Ironically, Gödel’s incompleteness theorem was the first deep, substantial mathematical proof to be formalised by machine. (Results formalised earlier included Cantor’s theorem, the Church–Rosser theorem and the fundamental theorem of arithmetic.) Natarajan Shankar formalised the first incompleteness theorem for his PhD from the University of Texas at Austin in 1986, using the Boyer/Moore theorem prover (nqthm).
This prover, an ancestor of today’s ACL2, supports a logic whose syntax is a fragment of pure LISP. All functions that are definable in this logic are actually executable. Because most mathematical functions are not executable, such a prover does not appear to be a strong candidate for formalising mathematics, but Shankar developed a proof fitted to nqthm’s strengths.
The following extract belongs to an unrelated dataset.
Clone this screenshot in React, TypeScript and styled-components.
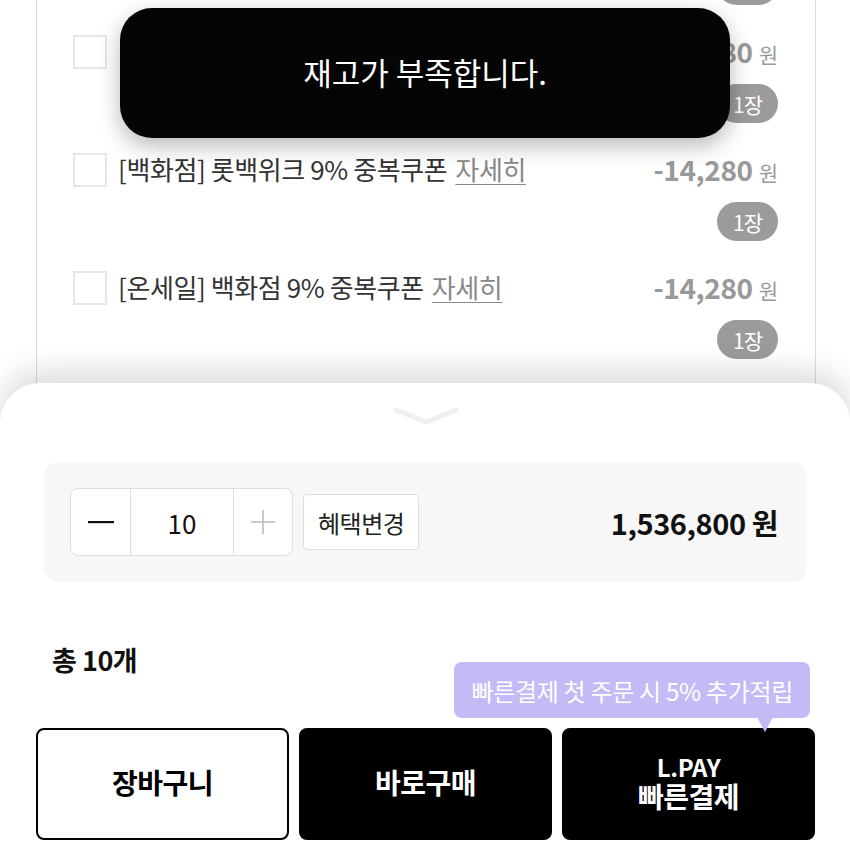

Shankar defined LISP data structures for the syntax of a first-order logic called Z2. One frequently occurring task in the proof is to demonstrate that various formulas are provable in Z2, and Shankar wrote a function to generate Z2 proofs of any given propositional tautology. The next step was to represent the metatheory of Z2 within itself, and in a tremendous technical feat, he defined a LISP interpreter and showed that it was representable in Z2: and hence, arbitrary computations were representable. This tautology checker and LISP interpreter were not simply coded in the LISP language but were introduced as functions to the nqthm theorem prover, which verified that they terminated. The various properties claimed above were all verified using nqthm. From all that, Shankar could construct Gödel’s undecidable sentence.
The incompleteness proofs have been mechanised by a great many authors and this perhaps is the main implication of incompleteness for the machine formalisation of mathematics. But Shankar was first and did it using the hardware and software in the early 1980s, a truly remarkable feat.